Under Rule 9(a) in order for a warrant of arrest to be issued by filing of an information, the latter must be under oath in conformity with the Fourth Amendment of the United States Constitution. See United States v. Pickard, 207 F.2d 472, 475 (9 Cir. 1953). Under Rule 7(a), the oath of office of the United States Attorney is deemed to be of sufficient integrity to support the information itself. See Albrecht v. United States, 273 U.S. 1, 5-6, 47 S. Ct. 250, 71 L. Ed. 505 (1927)
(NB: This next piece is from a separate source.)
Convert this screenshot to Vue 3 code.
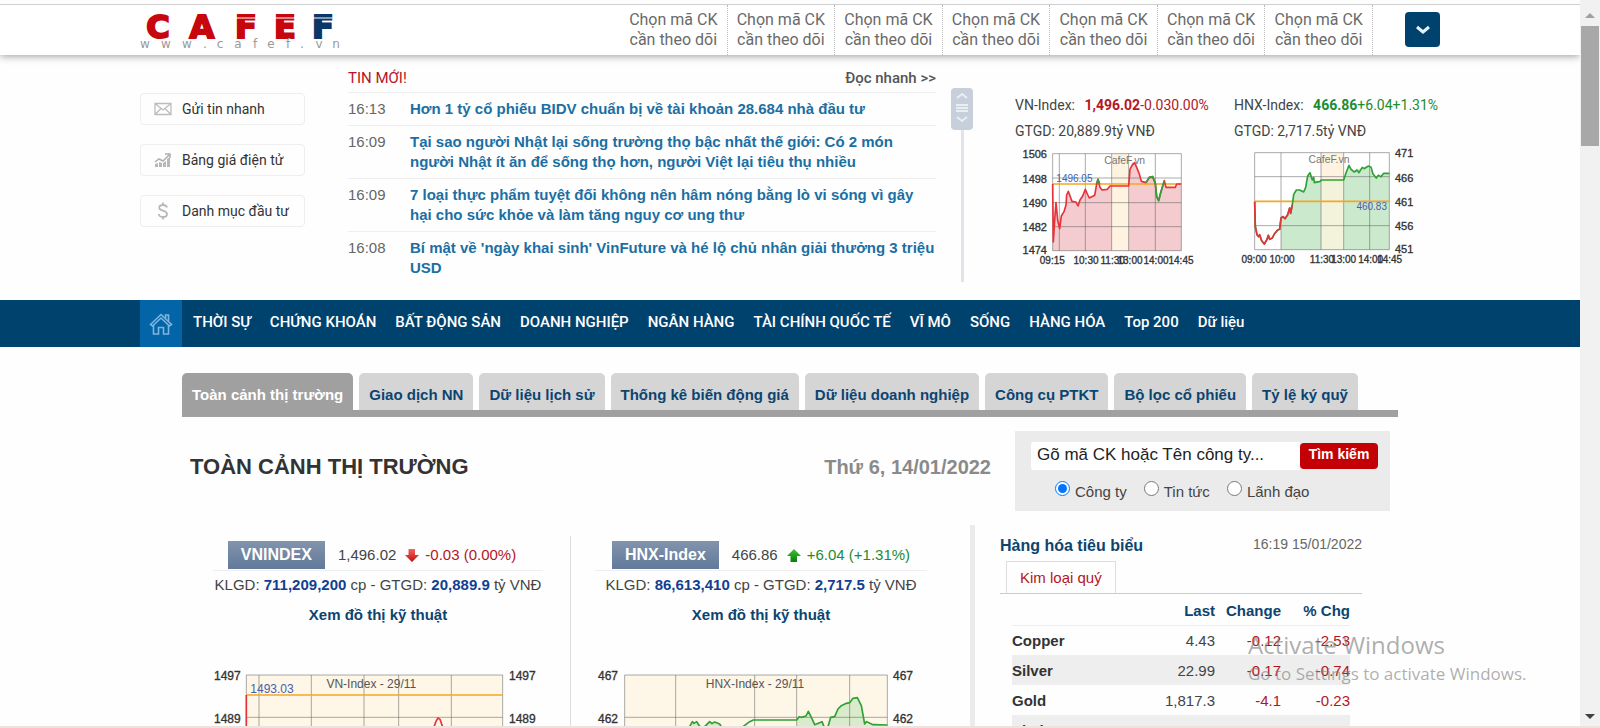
<script setup>
import { ref } from 'vue'

const watchSlots = 7
const shortcuts = [
  { icon: 'mail', label: 'Gửi tin nhanh' },
  { icon: 'chart', label: 'Bảng giá điện tử' },
  { icon: 'dollar', label: 'Danh mục đầu tư' },
]
const news = [
  { time: '16:13', title: 'Hơn 1 tỷ cổ phiếu BIDV chuẩn bị về tài khoản 28.684 nhà đầu tư' },
  { time: '16:09', title: 'Tại sao người Nhật lại sống trường thọ bậc nhất thế giới: Có 2 món người Nhật ít ăn để sống thọ hơn, người Việt lại tiêu thụ nhiều' },
  { time: '16:09', title: '7 loại thực phẩm tuyệt đối không nên hâm nóng bằng lò vi sóng vì gây hại cho sức khỏe và làm tăng nguy cơ ung thư' },
  { time: '16:08', title: "Bí mật về 'ngày khai sinh' VinFuture và hé lộ chủ nhân giải thưởng 3 triệu USD" },
]
const menu = ['THỜI SỰ', 'CHỨNG KHOÁN', 'BẤT ĐỘNG SẢN', 'DOANH NGHIỆP', 'NGÂN HÀNG', 'TÀI CHÍNH QUỐC TẾ', 'VĨ MÔ', 'SỐNG', 'HÀNG HÓA', 'Top 200', 'Dữ liệu']
const tabs = ['Toàn cảnh thị trường', 'Giao dịch NN', 'Dữ liệu lịch sử', 'Thống kê biến động giá', 'Dữ liệu doanh nghiệp', 'Công cụ PTKT', 'Bộ lọc cổ phiếu', 'Tỷ lệ ký quỹ']
const scopes = ['Công ty', 'Tin tức', 'Lãnh đạo']
const scope = ref('Công ty')
const keyword = ref('')
const metals = [
  { name: 'Copper', last: '4.43', change: '-0.12', pct: '-2.53' },
  { name: 'Silver', last: '22.99', change: '-0.17', pct: '-0.74' },
  { name: 'Gold', last: '1,817.3', change: '-4.1', pct: '-0.23' },
  { name: 'Platinum', last: '967.8', change: '-1.3', pct: '-0.14' },
]

const vnLine = 'M158 312 L160 486 L164 420 L168 368 L173 420 L179 446 L184 408 L192 395 L198 375 L200 345 L205 334 L210 348 L216 364 L228 366 L234 378 L240 360 L248 348 L256 328 L262 342 L268 354 L284 346 L290 312 L294 298 L300 322 L306 330 L322 328 L330 318 L386 318 L390 268 L396 256 L404 248 L410 262 L418 282 L424 304 L438 308 L448 292 L458 290 L466 310 L470 350 L476 362 L481 342 L488 318 L493 302 L498 322 L526 322 L530 312 L544 312'
const hnxLine = 'M763 365 L765 440 L770 464 L775 470 L778 464 L784 482 L792 492 L800 478 L804 466 L808 478 L816 474 L822 462 L832 450 L838 448 L842 414 L848 410 L854 416 L862 404 L868 384 L871 400 L876 374 L880 344 L888 330 L898 330 L910 336 L916 322 L922 288 L929 278 L936 300 L940 292 L942 308 L960 304 L962 300 L1030 300 L1038 276 L1046 256 L1052 268 L1062 276 L1070 270 L1076 278 L1086 262 L1092 266 L1104 258 L1112 262 L1118 282 L1128 294 L1134 286 L1142 290 L1150 280 L1167 280'
</script>

<template>
  <div class="page">
    <div class="content">
      <div class="edge"></div>
      <header class="masthead">
        <div class="wrap mast-row">
          <a href="#" class="logo" aria-label="CafeF">
            <svg width="202" height="42" viewBox="0 0 202 42">
              <text class="word" x="18 62 106 145 183" y="27" text-anchor="middle"><tspan class="red">CAFE</tspan><tspan class="navy">F</tspan></text>
              <path d="M92 7H161M169 7H202" stroke="#fff" stroke-width="1" />
              <text class="site" x="5 26 47 65 80 98 115 131 148 162 179 196" y="37" text-anchor="middle">www.cafef.vn</text>
            </svg>
          </a>
          <div class="watch">
            <a v-for="n in watchSlots" :key="n" href="#">Chọn mã CK<br />cần theo dõi</a>
          </div>
          <button class="expand" aria-label="Mở rộng">
            <svg width="16" height="12" viewBox="0 0 16 12"><path d="M2 3 L8 8 L14 3" fill="none" stroke="#e6f2fa" stroke-width="3" /></svg>
          </button>
        </div>
      </header>

      <section class="wrap top">
        <div class="shortcuts">
          <a v-for="s in shortcuts" :key="s.label" href="#">
            <svg v-if="s.icon === 'mail'" width="18" height="14" viewBox="0 0 18 14" fill="none" stroke="#bdbdbd" stroke-width="1.3">
              <path d="M1 1.5H17V12.5H1Z M1 1.5L9 8L17 1.5 M1 12.5L7 6.5 M17 12.5L11 6.5" />
            </svg>
            <svg v-else-if="s.icon === 'chart'" width="18" height="16" viewBox="0 0 18 16">
              <path d="M1 15V12L4 11V15ZM5 15V10L8 11V15ZM9 15V11L12 9V15ZM13 15V7L16 5V15Z" fill="#b8b8b8" />
              <path d="M1 10L5 7L9 9L15 3M11 2H16V6" fill="none" stroke="#b0b0b0" stroke-width="1.5" />
            </svg>
            <svg v-else width="18" height="18" viewBox="0 0 18 18" fill="none" stroke="#b8b8b8" stroke-width="1.800">
              <path d="M13 5.5C12.5 3.5 11 3 9 3C6.500 3 5.200 4 5.200 5.800C5.200 9.500 13 7.800 13 12C13 14 11.500 15 9 15C6.500 15 5 14 4.800 12M9 0.500V3M9 15V17.500" />
            </svg>
            <span>{{ s.label }}</span>
          </a>
        </div>

        <div class="news">
          <div class="news-head"><h2>TIN MỚI!</h2><a href="#">Đọc nhanh &gt;&gt;</a></div>
          <ul>
            <li v-for="n in news" :key="n.title"><time>{{ n.time }}</time><a href="#">{{ n.title }}</a></li>
          </ul>
        </div>

        <div class="slider">
          <div class="knob">
            <svg width="22" height="42" viewBox="0 0 22 42" fill="none" stroke="#e9eef3" stroke-width="2">
              <path d="M6 10L11 6L16 10M6 29L11 33L16 29" /><path d="M5 17H17M5 20H17M5 23H17" />
            </svg>
          </div>
        </div>

        <div class="quotes">
          <div class="quote">
            <p>VN-Index: <span class="down"><b>1,496.02</b>-0.030.00%</span></p>
            <p>GTGD: 20,889.9tỷ VNĐ</p>
            <svg class="mini" width="200" height="120" viewBox="45 210 600 360">
              <rect x="158" y="221" width="386" height="291" fill="#fff" />
              <path :d="vnLine + ' V512 H158 Z'" fill="#f4cccf" />
              <rect x="335" y="221" width="51" height="291" fill="#fdf3e0" />
              <path d="M158 221H544V512H158ZM178 221V512M256 221V512M335 221V512M386 221V512M466 221V512M158 294H544M158 368H544M158 440H544" class="grid" />
              <path d="M158 312H544" class="base" />
              <path :d="vnLine" class="trace red" />
              <path d="M290 312L294 298L299 312M438 308L448 292L458 290L466 310L470 350L476 362L481 342L488 318L493 302" class="trace green" />
              <text x="374" y="252" text-anchor="middle" class="brand">CafeF.vn</text>
              <text x="169" y="305" class="ref">1496.05</text>
              <g class="ylab" text-anchor="end"><text x="141" y="235">1506</text><text x="141" y="308">1498</text><text x="141" y="381">1490</text><text x="141" y="453">1482</text><text x="141" y="523">1474</text></g>
              <g class="xlab" text-anchor="middle"><text x="157" y="551">09:15</text><text x="258" y="551">10:30</text><text x="338" y="551">11:30</text><text x="390" y="551">13:00</text><text x="468" y="551">14:00</text><text x="543" y="551">14:45</text></g>
            </svg>
          </div>
          <div class="quote">
            <p>HNX-Index: <span class="up"><b>466.86</b>+6.04+1.31%</span></p>
            <p>GTGD: 2,717.5tỷ VNĐ</p>
            <svg class="mini" width="200" height="120" viewBox="701 210 600 360">
              <rect x="763" y="218" width="404" height="291" fill="#fff" />
              <path d="M842 509V414L848 410L854 416L862 404L868 384L876 374L880 344L888 330L898 330L910 336L916 322L922 288L929 278L936 300L960 304L1030 300L1038 276L1046 256L1062 276L1086 262L1104 258L1118 282L1128 294L1142 290L1150 280L1167 280V509Z" fill="#cbe9cc" />
              <rect x="962" y="218" width="68" height="291" fill="#fdf3e0" />
              <rect x="962" y="302" width="68" height="207" fill="#f3f2da" />
              <path d="M763 218H1167V509H763ZM842 218V509M962 218V509M1030 218V509M1108 218V509M763 290H1167M763 437H1167" class="grid" />
              <path d="M763 364H1167" class="base" />
              <path :d="hnxLine" class="trace green" />
              <path d="M763 365L765 440L770 464L775 470L778 464L784 482L792 492L800 478L804 466L808 478L816 474L822 462L832 450L838 448L842 414L848 410L854 416L862 404L868 384L871 400L876 374" class="trace red" />
              <text x="986" y="249" text-anchor="middle" class="brand">CafeF.vn</text>
              <text x="1160" y="389" text-anchor="end" class="ref">460.83</text>
              <g class="ylab"><text x="1184" y="231">471</text><text x="1184" y="306">466</text><text x="1184" y="378">461</text><text x="1184" y="449">456</text><text x="1184" y="520">451</text></g>
              <g class="xlab" text-anchor="middle"><text x="761" y="548">09:00</text><text x="845" y="548">10:00</text><text x="965" y="548">11:30</text><text x="1030" y="548">13:00</text><text x="1111" y="548">14:00</text><text x="1168" y="548">14:45</text></g>
            </svg>
          </div>
        </div>
      </section>

      <nav class="nav">
        <div class="wrap nav-row">
          <a href="#" class="home" aria-label="Trang chủ">
            <svg width="24" height="24" viewBox="0 0 24 24" fill="none" stroke="#7db4de" stroke-width="1.600">
              <path d="M1.500 12.500L12 2.500L22.500 12.500L20.500 14L12 6L3.500 14Z" /><path d="M4.500 13V22H9.500V15.500H14.500V22H19.500V13M16.500 6V3H19.500V9" />
            </svg>
          </a>
          <a v-for="m in menu" :key="m" href="#">{{ m }}</a>
        </div>
      </nav>

      <main class="main">
        <div class="tabs">
          <a v-for="(t, i) in tabs" :key="t" href="#" :class="{ active: i === 0 }">{{ t }}</a>
        </div>

        <div class="title-row">
          <h1>TOÀN CẢNH THỊ TRƯỜNG</h1>
          <span class="date">Thứ 6, 14/01/2022</span>
          <form class="search" @submit.prevent>
            <div class="field">
              <input v-model="keyword" type="text" aria-label="Tìm mã CK" placeholder="Gõ mã CK hoặc Tên công ty..." />
              <button type="submit">Tìm kiếm</button>
            </div>
            <div class="scopes">
              <label v-for="s in scopes" :key="s"><input v-model="scope" type="radio" name="scope" :value="s" /><span>{{ s }}</span></label>
            </div>
          </form>
        </div>

        <div class="panels">
          <section class="index first">
            <div class="index-head">
              <b class="badge">VNINDEX</b><span>1,496.02</span>
              <svg width="16" height="16" viewBox="0 0 16 16"><defs><linearGradient id="rd" x2="0" y2="1"><stop offset="0" stop-color="#f2655c" /><stop offset="1" stop-color="#c30b13" /></linearGradient></defs><path d="M4.500 2H11V8H15L8 15L1 8H4.500Z" fill="url(#rd)" /></svg>
              <span class="down">-0.03 (0.00%)</span>
            </div>
            <p>KLGD: <b>711,209,200</b> cp - GTGD: <b>20,889.9</b> tỷ VNĐ</p>
            <a href="#">Xem đồ thị kỹ thuật</a>
            <svg class="big" width="330" height="60" viewBox="103 448 990 180">
              <rect x="203" y="463" width="769" height="200" fill="#fef6e6" />
              <path d="M203 640V463H972V640M241 463V640M398 463V640M556 463V640M660 463V640M818 463V640M203 590H972" class="grid" />
              <path d="M203 523H972" class="base" />
              <path d="M203 523V640M764 625L772 602L778 592L784 596L794 625" class="trace red" />
              <text x="578" y="501" text-anchor="middle" class="cap">VN-Index - 29/11</text>
              <text x="215" y="517" class="ref">1493.03</text>
              <g class="ylab"><text x="186" y="479" text-anchor="end">1497</text><text x="186" y="606" text-anchor="end">1489</text><text x="991" y="479">1497</text><text x="991" y="606">1489</text></g>
            </svg>
          </section>

          <section class="index second">
            <div class="index-head">
              <b class="badge">HNX-Index</b><span>466.86</span>
              <svg width="16" height="16" viewBox="0 0 16 16"><defs><linearGradient id="gr" x2="0" y2="1"><stop offset="0" stop-color="#3fc234" /><stop offset="1" stop-color="#0a7d0a" /></linearGradient></defs><path d="M4.500 15H11V9H15L8 2L1 9H4.500Z" fill="url(#gr)" /></svg>
              <span class="up">+6.04 (+1.31%)</span>
            </div>
            <p>KLGD: <b>86,613,410</b> cp - GTGD: <b>2,717.5</b> tỷ VNĐ</p>
            <a href="#">Xem đồ thị kỹ thuật</a>
            <svg class="big" width="330" height="60" viewBox="81 448 990 180">
              <rect x="170" y="463" width="788" height="200" fill="#fef6e6" />
              <path d="M365 618L373 603L378 608L386 603L396 618ZM410 618L425 603L455 610L460 618ZM686 640V598L700 590L714 586L721 572L730 590L740 612L762 603L768 618L780 618L788 590L800 588L810 565L830 550L845 546L855 533L868 531L880 555L892 612L958 612V640Z" fill="#d9ebca" />
              <path d="M170 640V463H958V640M323 463V640M560 463V640M686 463V640M845 463V640M170 590H958" class="grid" />
              <path d="M365 618L373 603L378 608L386 603L396 618M410 618L425 603L432 609L440 604L455 610L460 618M525 618L545 603L556 598H686L694 588L700 590L714 586L721 572L730 590L740 612L762 603L768 618M780 618L788 590L800 588L810 565L820 555L835 548L845 546L855 533L868 531L880 555L890 610L896 603L915 612L958 613" class="trace green" />
              <text x="561" y="501" text-anchor="middle" class="cap">HNX-Index - 29/11</text>
              <g class="ylab"><text x="150" y="479" text-anchor="end">467</text><text x="150" y="606" text-anchor="end">462</text><text x="975" y="479">467</text><text x="975" y="606">462</text></g>
            </svg>
          </section>

          <aside class="goods">
            <div class="goods-head"><h3>Hàng hóa tiêu biểu</h3><time>16:19 15/01/2022</time></div>
            <div class="goods-tabs"><a href="#">Kim loại quý</a></div>
            <table>
              <thead><tr><th scope="col" aria-label="Tên"></th><th scope="col">Last</th><th scope="col">Change</th><th scope="col">% Chg</th></tr></thead>
              <tbody>
                <tr v-for="m in metals" :key="m.name"><th scope="row">{{ m.name }}</th><td>{{ m.last }}</td><td class="down">{{ m.change }}</td><td class="down">{{ m.pct }}</td></tr>
              </tbody>
            </table>
          </aside>
        </div>
      </main>
    </div>

    <div class="scrollbar">
      <svg width="20" height="26" viewBox="0 0 20 26"><path d="M5 18L10 13L15 18Z" fill="#a0a0a0" /></svg>
      <div class="thumb"></div>
      <svg width="20" height="26" viewBox="0 0 20 26"><path d="M5 12L15 12L10 17Z" fill="#404040" /></svg>
    </div>
    <div class="notice"><strong>Activate Windows</strong><span>Go to Settings to activate Windows.</span></div>
    <div class="bottom-edge"></div>
  </div>
</template>

<style>
body { margin: 0; background: #fff; }
</style>

<style scoped>
.page { position: relative; display: flex; height: 100vh; overflow: hidden; background: #fefefe; color: #444; font-family: "Liberation Sans", Arial, sans-serif; font-size: 15px; }
.page * { box-sizing: border-box; }
.content { flex: 1; min-width: 0; }
a { color: inherit; text-decoration: none; }
h1, h2, h3, p, ul { margin: 0; padding: 0; }
svg { display: block; }
.wrap { max-width: 1300px; margin: 0 auto; }
.down { color: #b5161f; }
.up { color: #218c2f; }

.edge { height: 5px; border-bottom: 1px solid #cfcfcf; background: #fdfdfd; }
.masthead { height: 50px; background: #fff; box-shadow: 0 1px 8px rgba(0, 0, 0, .4); clip-path: inset(0 0 -20px 0); }
.mast-row { display: flex; height: 50px; }
.logo { margin-top: 6px; }
.word { font: bold 32px "DejaVu Sans", sans-serif; stroke-width: 2; }
.word .red { fill: #c8060d; stroke: #c8060d; }
.word .navy { fill: #0a3768; stroke: #0a3768; }
.site { font: 12px "DejaVu Sans", sans-serif; fill: #999; }
.watch { display: grid; grid-template-columns: repeat(7, 1fr); width: 753px; margin-left: auto; font: 16px/20px Roboto, sans-serif; color: #6a6a6a; }
.watch a { padding: 5px 0; border-right: 1px dotted #bbb; text-align: center; }
.expand { display: grid; place-items: center; width: 35px; height: 35px; margin: 7px 0 0 32px; padding: 0; border: 0; border-radius: 4px; background: #00426e; }

.top { display: flex; padding: 13px 0 16px; }
.shortcuts { display: flex; flex: 0 0 165px; flex-direction: column; gap: 19px; margin: 25px 43px 0 0; }
.shortcuts a { display: flex; align-items: center; gap: 10px; height: 32px; padding-left: 13px; border: 1px solid #eee; border-radius: 4px; font: 14px Roboto, sans-serif; color: #333; }
.news { flex: 0 0 588px; }
.news-head { display: flex; justify-content: space-between; padding-bottom: 4px; font: 15px/20px Roboto, sans-serif; }
.news-head h2 { font: inherit; color: #b5161f; }
.news-head a { color: #555; font-weight: 500; }
.news ul { list-style: none; }
.news li { display: flex; padding: 6px 0; border-top: 1px solid #eee; line-height: 20px; }
.news time { flex: 0 0 62px; color: #666; }
.news li a { color: #1b6fa3; font-weight: bold; }
.slider { flex: 0 0 22px; height: 194px; margin: 20px 42px 0 15px; background: linear-gradient(#e2e4ea, #e2e4ea) center / 3px 100% no-repeat; }
.knob { height: 42px; border-radius: 4px; background: #c6cfda; }
.quotes { display: flex; flex: 1; min-width: 0; padding-top: 24px; font: 14px/26px Roboto, sans-serif; }
.quote { flex: 0 0 219px; white-space: nowrap; }
.quote p span { margin-left: 6px; }
.mini { margin-top: 6px; overflow: visible; }

.grid { fill: none; stroke: rgba(90, 90, 90, .5); stroke-width: 3; }
.base { fill: none; stroke: #f5a623; stroke-width: 5; }
.trace { fill: none; stroke-width: 5; stroke-linejoin: round; }
.trace.red { stroke: #e8323a; }
.trace.green { stroke: #2fa136; }
.xlab { font: 30px "Liberation Sans", sans-serif; fill: #333; stroke: #333; stroke-width: 1; }
.brand { font: 31px "Liberation Sans", sans-serif; fill: #777; }
.ref { font: 30px "Liberation Sans", sans-serif; fill: #4660ae; }
.ylab { font: 33px "Liberation Sans", sans-serif; fill: #333; stroke: #333; stroke-width: 1; }
.cap { font: 36px "Liberation Sans", sans-serif; fill: #555; }
.big .ref, .big .ylab { font-size: 36px; }

.nav { background: #00426e; }
.nav-row { display: flex; gap: 19px; height: 47px; font: 500 15px/33px Roboto, sans-serif; color: #fff; white-space: nowrap; }
.nav-row a { height: 33px; margin-top: 6px; }
.nav-row .home { display: grid; place-items: center; width: 42px; height: 47px; margin: 0 -8px 0 0; background: #0365a8; }

.main { width: 1216px; max-width: 100%; margin: 26px auto 0; }
.tabs { display: flex; gap: 6px; border-bottom: 7px solid #a0a0a0; font-weight: bold; color: #0c4470; white-space: nowrap; }
.tabs a { height: 37px; padding: 0 10px; border-radius: 5px 5px 0 0; background: #d5d5d5; line-height: 43px; }
.tabs .active { background: #a0a0a0; color: #fff; }
.title-row { display: flex; align-items: flex-start; margin-top: 14px; padding: 0 8px; }
h1 { margin-top: 22px; font-size: 22px; line-height: 28px; color: #333; }
.date { margin: 22px 24px 0 auto; font-size: 20px; font-weight: bold; line-height: 28px; color: #8a8a8a; }
.search { width: 375px; height: 80px; padding: 11px 12px 0 16px; background: #ebebeb; }
.field { display: flex; align-items: center; }
.field input { flex: 1; min-width: 0; height: 28px; padding: 0 6px 3px; border: 0; border-radius: 3px 0 0 3px; background: #fff; font: 17px "Liberation Sans", Arial, sans-serif; color: #222; }
.field input::placeholder { color: #222; opacity: 1; }
.field button { width: 78px; height: 26px; padding: 0 0 4px; border: 0; border-radius: 4px; background: #c40007; color: #fff; font: bold 14px "Liberation Sans", Arial, sans-serif; }
.scopes { display: flex; gap: 17px; padding: 10px 0 0 24px; }
.scopes label { display: flex; align-items: flex-start; gap: 5px; line-height: 23px; }
.scopes input { width: 15px; height: 15px; margin: 1px 0 0; accent-color: #0075ff; }

.panels { display: flex; margin-top: 14px; }
.index { flex: 0 0 389px; margin-top: 11px; padding: 3px 27px 0 31px; border-right: 1px solid #ddd; text-align: center; white-space: nowrap; }
.index.second { flex-basis: 399px; padding: 3px 43px 0 24px; border-right: 0; }
.index-head { display: flex; align-items: center; justify-content: center; height: 32px; border-bottom: 1px solid #eee; }
.first .index-head { padding-right: 12px; }
.badge { margin-right: 13px; padding: 0 13px; background: linear-gradient(#8294ad, #62799a); color: #fff; font-size: 16px; line-height: 28px; }
.index-head svg { margin: 0 5px 0 8px; }
.index p { padding-top: 3px; line-height: 22px; }
.index p b { color: #123f92; }
.index > a { display: block; padding-top: 8px; color: #0c4470; font-weight: bold; line-height: 22px; }
.big { margin-top: 44px; overflow: visible; }
.goods { flex: 1; padding: 11px 36px 0 25px; border-left: 5px solid #ebebeb; }
.goods-head { display: flex; justify-content: space-between; line-height: 20px; }
.goods-head h3 { font-size: 16px; color: #0c4470; }
.goods-head time { font-size: 14px; line-height: 16px; color: #666; }
.goods-tabs { display: flex; margin-top: 5px; padding: 0 6px; border-bottom: 1px solid #ccc; }
.goods-tabs a { padding: 0 13px; border: 1px solid #ddd; border-bottom: 0; line-height: 31px; color: #b5161f; }
table { width: 338px; margin: 2px 0 0 12px; border-collapse: collapse; table-layout: fixed; }
th, td { height: 30px; padding: 0; text-align: right; }
thead th { height: 29px; color: #0c4470; border-bottom: 1px solid #eee; }
th:first-child { width: 133px; text-align: left; }
th:nth-child(2) { width: 70px; }
th:nth-child(3) { width: 66px; }
tbody th { color: #333; }
tbody tr:nth-child(even) { background: #eee; }

.scrollbar { display: flex; flex-direction: column; flex: 0 0 20px; background: #f1f1f1; }
.thumb { width: 18px; height: 120px; margin: 0 1px auto; background: #a8a8a8; }
.notice { position: absolute; right: 66px; bottom: 40px; display: flex; flex-direction: column; width: 286px; color: rgba(120, 120, 120, .6); font-family: "Open Sans", sans-serif; white-space: nowrap; pointer-events: none; }
.notice strong { font-size: 24px; font-weight: 400; line-height: 30px; }
.notice span { font-size: 17px; line-height: 28px; }
.bottom-edge { position: absolute; right: 0; bottom: 0; left: 0; height: 2px; background: #eee2df; }
</style>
Nor do we acknowledge defendant's claim of prejudice on the ground that the preliminary hearing is now a substantive right of discovery. Cf. Blue v. United States, 119 U.S.App.D.C. 315, 342 F.2d 894, 901 (1964), discussed in Crump v. Anderson, 122 U.S.App.D.C. 173, 352 F.2d 649 (1965), and Sciortino v. Zampano, 385 F.2d 132 (2 Cir. 1967). As Judge Gibson said in Spinelli:
"Though the preliminary hearing provided for in Rule 5(c) may be a practical tool for discovery by the accused, the only legal justification for its existence is to protect innocent accuseds from languishing in jail on totally baseless accusations * * *." Spinelli v. United States, 382 F.2d 871, 887 (8 Cir. 1967), rev'd on other grounds, 393 U.S. 410, 89 S. Ct. 584, 21 L. Ed. 2d 637 (1969).
In Cardarella v. United States, 375 F.2d 222, 225 (8 Cir. 1967), we said:
" [T]he test to be applied to determine whether there are two offenses or only one is whether proof of any additional fact, not constituting an element of one of the offenses, is required to sustain a conviction on the other."